Lab 5 – Lambda Consumer for Kinesis Data Stream
We will use a Lambda consumer to consume data from the Kinesis Data Stream. As part of the lab we will create the Lambda function to process records from the Kinesis Data Stream.
Lab 6 – Consuming with Amazon KCL
We will consume and process data with the Kinesis Client Library (KCL). The KCL takes care of many complex tasks associated with distributed processing and allows you to focus on the record processing logic.
Architecture Based-on Kafka and Flink
Lab 1 – Produce data to Kafka using Lambda
We will create Kafka producers using an EventBridge schedule rule and Lambda producer function. The schedule rule is set to run every minute and has a configurable number of targets where each of them invokes the producer function. The producer function sends messages to a Kafka cluster on Amazon MSK. In this way we are able to generate events using multiple Lambda functions according to the desired volume of events.
Lab 2 – Write data to Kafka from S3 using Flink
We will develop a Pyflink application that reads Taxi Ride data from S3 and inserts into Kafka. As Apache Flink supports both stream and batch processing, we are able to process static data without an issue.

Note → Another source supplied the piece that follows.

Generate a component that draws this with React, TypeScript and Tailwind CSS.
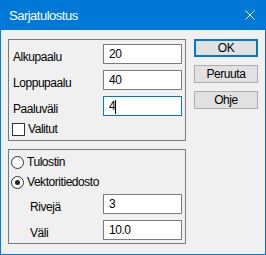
import React from 'react';

function Field({ value, focused, caret }: { value: string; focused?: boolean; caret?: boolean }) {
  return (
    <div
      className={`w-[79px] h-[20px] bg-white border pl-[5px] pt-[2px] leading-[14px] flex items-start ${
        focused ? 'border-[#0078d7]' : 'border-[#7a7a7a]'
      }`}
    >
      <span>{value}</span>
      {caret && <span className="inline-block w-px h-[14px] bg-black mt-px" />}
    </div>
  );
}

function Row({ label, children, labelWidth }: { label: string; children: React.ReactNode; labelWidth: string }) {
  return (
    <div className="flex h-[20px]">
      <span className={`${labelWidth} mt-[6px] leading-[14px]`}>{label}</span>
      {children}
    </div>
  );
}

function Radio({ label, checked }: { label: string; checked?: boolean }) {
  return (
    <div className="flex items-center h-[14px]">
      <div className="w-[13px] h-[13px] rounded-full border border-[#333333] bg-white flex items-center justify-center">
        {checked && <div className="w-[5px] h-[5px] rounded-full bg-[#222222]" />}
      </div>
      <span className="ml-[3px] leading-[14px]">{label}</span>
    </div>
  );
}

function Button({ label, primary }: { label: string; primary?: boolean }) {
  return (
    <div
      className={`w-[64px] h-[18px] bg-[#e1e1e1] flex items-center justify-center leading-[14px] ${
        primary ? 'border-2 border-[#0078d7]' : 'border border-[#adadad]'
      }`}
    >
      {label}
    </div>
  );
}

export default function App() {
  return (
    <div className="w-[266px] h-[255px] flex flex-col bg-[#0078d7] text-black font-['Liberation_Sans',Arial,sans-serif] text-[12px] tracking-[-0.45px]">
      {/* Title bar */}
      <div className="h-[30px] flex justify-between items-start pl-[9px] pr-[11px] text-white">
        <span className="pt-[8px] text-[13px] leading-[15px] tracking-[-0.5px]">Sarjatulostus</span>
        <svg width="10" height="10" viewBox="0 0 10 10" className="mt-[10px]">
          <path d="M0.5 0.5 L9.5 9.5 M9.5 0.5 L0.5 9.5" stroke="white" strokeWidth="1" />
        </svg>
      </div>

      {/* Body */}
      <div className="flex-1 mx-px mb-px bg-[#f0f0f0] flex gap-[8px] pl-[7px] pt-[9px]">
        <div className="flex flex-col gap-[8px]">
          <div className="w-[178px] h-[102px] border border-[#7a7a7a] pl-[4px] pr-[3px] pt-[4px] flex flex-col">
            <div className="flex flex-col gap-[6px]">
              <Row label="Alkupaalu" labelWidth="w-[90px]">
                <Field value="20" />
              </Row>
              <Row label="Loppupaalu" labelWidth="w-[90px]">
                <Field value="40" />
              </Row>
              <Row label="Paaluväli" labelWidth="w-[90px]">
                <Field value="4" focused caret />
              </Row>
            </div>
            <div className="flex items-start mt-[7px] -ml-px">
              <div className="w-[13px] h-[13px] border border-[#333333] bg-white" />
              <span className="ml-[3px] leading-[14px] -mt-px">Valitut</span>
            </div>
          </div>

          <div className="w-[178px] h-[95px] border border-[#7a7a7a] pl-[2px] pr-[3px] pt-[5px] flex flex-col">
            <div className="flex flex-col gap-[6px]">
              <Radio label="Tulostin" />
              <Radio label="Vektoritiedosto" checked />
            </div>
            <div className="flex flex-col gap-[6px] mt-[5px] pl-[19px]">
              <Row label="Rivejä" labelWidth="w-[73px]">
                <Field value="3" />
              </Row>
              <Row label="Väli" labelWidth="w-[73px]">
                <Field value="10.0" />
              </Row>
            </div>
          </div>
        </div>

        <div className="flex flex-col gap-[8px]">
          <Button label="OK" primary />
          <Button label="Peruuta" />
          <Button label="Ohje" />
        </div>
      </div>
    </div>
  );
}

This kind of exercise can be useful for data enrichment that joins static data into stream events.
Lab 3 – Transform and write data to S3 from Kafka using Flink
We will write Kafka messages to a S3 bucket using a Pyflink application. Although Kafka Connect supports simple data transformations by the single message transforms, they are quite limited compared to the scope that Apache Flink supports. Note that writing data to S3 allows us to build a data lake with real time data.
Alternatively we would be able to use the managed data delivery of Amazon MSK, which loads data into Amazon S3 via Amazon Kinesis Data Firehose. This post sticks to a Pyflink application as it has potential to write data on open table formats such as Apache Iceberg and Apache Hudi.
Lab 4 – Clean, Aggregate, and Enrich Events with Flink
We will learn how to connect a Pyflink application to the existing Kafka topics and clean, aggregate, and enrich the incoming events. The derived insights are finally persisted in Amazon OpenSearch Service, where they can be accessed and visualised using OpenSearch Dashboard.
Note that the OpenSearch Flink connector is supported on Apache Flink version 1.16+ where the latest supported version of Amazon Managed Flink is 1.15.2. Normally Amazon Managed Flink lags two minor versions behind and a newer version would be supported by the time when the lab is performed – The release of Apache Flink version 1.18 is expected at the end of September 2023.
Lab 5 – Write data to DynamoDB using Kafka Connect
We will learn how to write data into a DynamoDB table using Kafka Connect. Kafka Connect is a tool for scalably and reliably streaming data between Apache Kafka and other systems. Apache Camel provides a number of open source Kafka connectors that can be used to integrate AWS services.
Lab 6 – Consume data from Kafka using Lambda
We will consume and process data with a Lambda function. Lambda internally polls for new messages from Kafka topics and then synchronously invokes the target Lambda function. Lambda reads the messages in batches and provides these to your function as an event payload.